Pharmakonzerne für Transparenz
Kann es sein, dass einzelne Ärzte ein bestimmtes Medikament verschreiben, weil ihnen der Pharmakonzern einen Vortrag oder eine Fortbildung bezahlt hat? Um solche Verdächtigungen aus der Welt zu schaffen, legen die europäischen Pharmakonzerne heute ihre Zahlungen an Ärzte offen. In Österreich werden die Namen der Ärzte nur veröffentlicht, wenn diese damit einverstanden sind. Mit einer Ausnahme: Der britische Glaxo-Konzern hat alle Ärzte zur Veröffentlichung verpflichtet.
8. April 2017, 21:58

dpa/Frank May
Morgenjournal, 30.6.2016
"Nichts zu verstecken"
Der Anti-Korruptionsverein Transparency sieht GlaxoSmithKline als Vorreiter. Und auch Patientenanwalt Gerald Bachinger ist voll des Lobs. Der Glaxo-Konzern hat schon zeitgerecht im Internet veröffentlicht, dass er im Vorjahr 1,1 Millionen Euro an Spitäler, medizinische Vereine und Ärzte in Österreich gezahlt hat. Für Ärzte-Vortragshonorare und Kongressteilnahmen samt Hotelaufenthalt und Reisespesen wurden rund 180.000 Euro gezahlt. Praktisch alle, die profitiert haben, nämlich 117 Ärzte werden namentlich genannt. Das Argument von Glaxo-Direktor Ronald Pichler: "Indem man hier eine Offenlegung macht, zeigt man, dass nichts zu verstecken ist."

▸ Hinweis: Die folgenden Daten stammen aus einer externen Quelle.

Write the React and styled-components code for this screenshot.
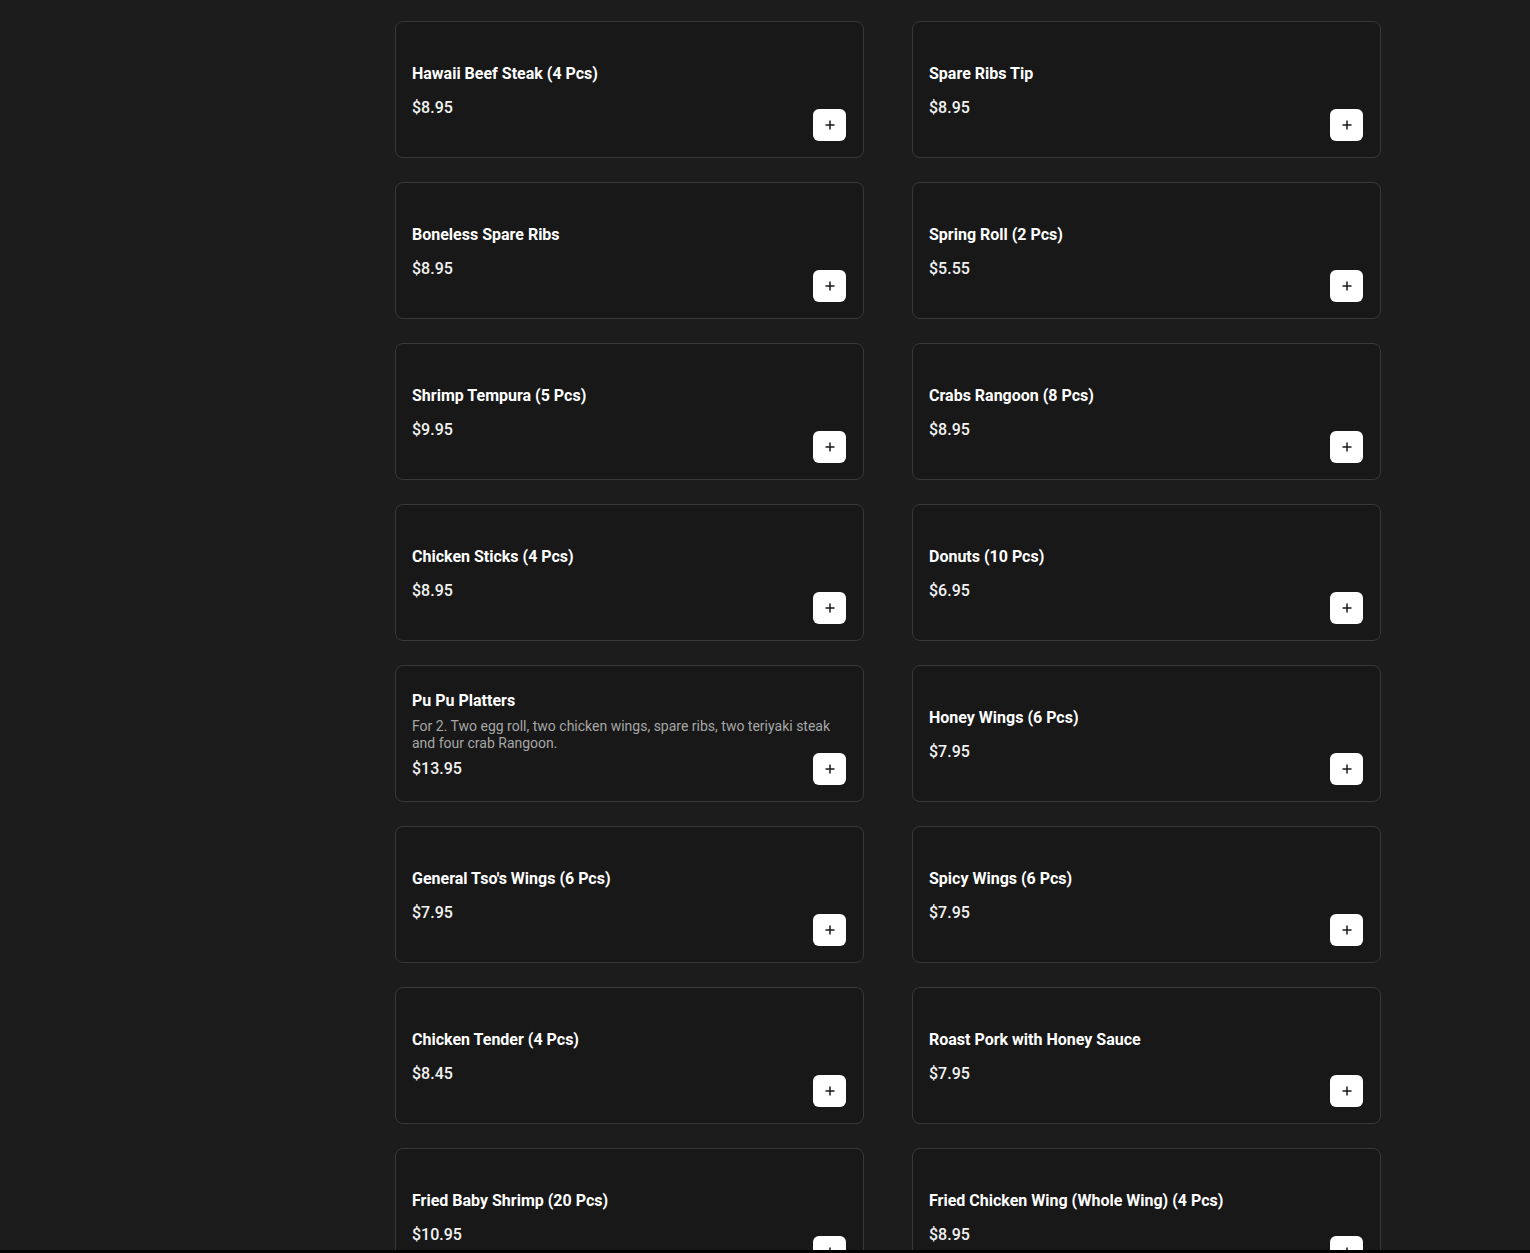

Und während die anderen Pharmakonzerne wegen der strengen Datenschutzgesetze in Österreich nur die Namen jener Ärzte veröffentlichen, die dem freiwillig zustimmen, geht Glaxo einen von vornherein anderen Weg: "Wenn es keine Einverständniserklärung gibt zur Veröffentlichung, dann gibt es auch keinen Vertrag mit diesem Arzt."
Keine Vortragshonorare mehr
Einer der zugestimmt hat und die im Vorjahr höchste Summe von Glaxo erhalten hat, nämlich 17.000 Euro, ist der Wiener Urologie-Primar und Prostata-Experte Stephan Madersbacher. 8.000 Euro für Reisen plus 9.000 brutto als Vortragshonorar sind kein Grund, sich zu schämen, meint er: "Die Vortragshonorare basieren auf drei Vorträgen in Bogota, in St. Petersburg und Sofia. Ich bin in meinem Spezialgebiet einer der weltweit führenden Experten. Für jeden Vortrag muss ich mehrere Tage Urlaub nehmen, für den Flug hin- und her und dafür bekommt man ein bestimmtes Honorar. 55 Prozent betragen die Steuern, damit bleiben mir 4.000 Euro übrig."
In Kolumbien habe er - bezahlt von Glaxo - vor rund 100 Ärzten vorgetragen, erzählt Madersbacher: "Dann ist dort natürlich ein Stand der Firma, wo sie ihr Produkt vorstellen aber es kann durchaus sein, dass ich in meinem Vortrag das Produkt gar nicht erwähne, weil mich ganz was anderes interessiert."
Der Glaxo-Konzern, der in der Vergangenheit international mit großen Korruptionsaffären zu kämpfen hatte, geht ab heuer noch einen Schritt weiter. Es gibt keine Vortragshonorare mehr für Ärzte, die über Glaxo-Produkte referieren, sagt Direktor Pichler: "weil möglicherweise die Wahrnehmung entstehen könnte, dass das Verschreibungsverhalten einzelner Ärzte durch eine solche Honorarzahlung beeinflusst werden kann."
Primar Madersbacher aber findet, unabhängige Experten wie er referieren glaubwürdiger als eigens von Glaxo angestellte Ärzte, die nun diese Vorträge übernehmen würden. Außerdem fürchtet der Primar, dass die österreichischen Ärzte künftig weniger Fortbildungskongresse besuchen werden, wenn die Pharmabranche die Finanzierung zurückfährt und der Staat auch kein Geld für Ärztefortbildung zur Verfügung stellt.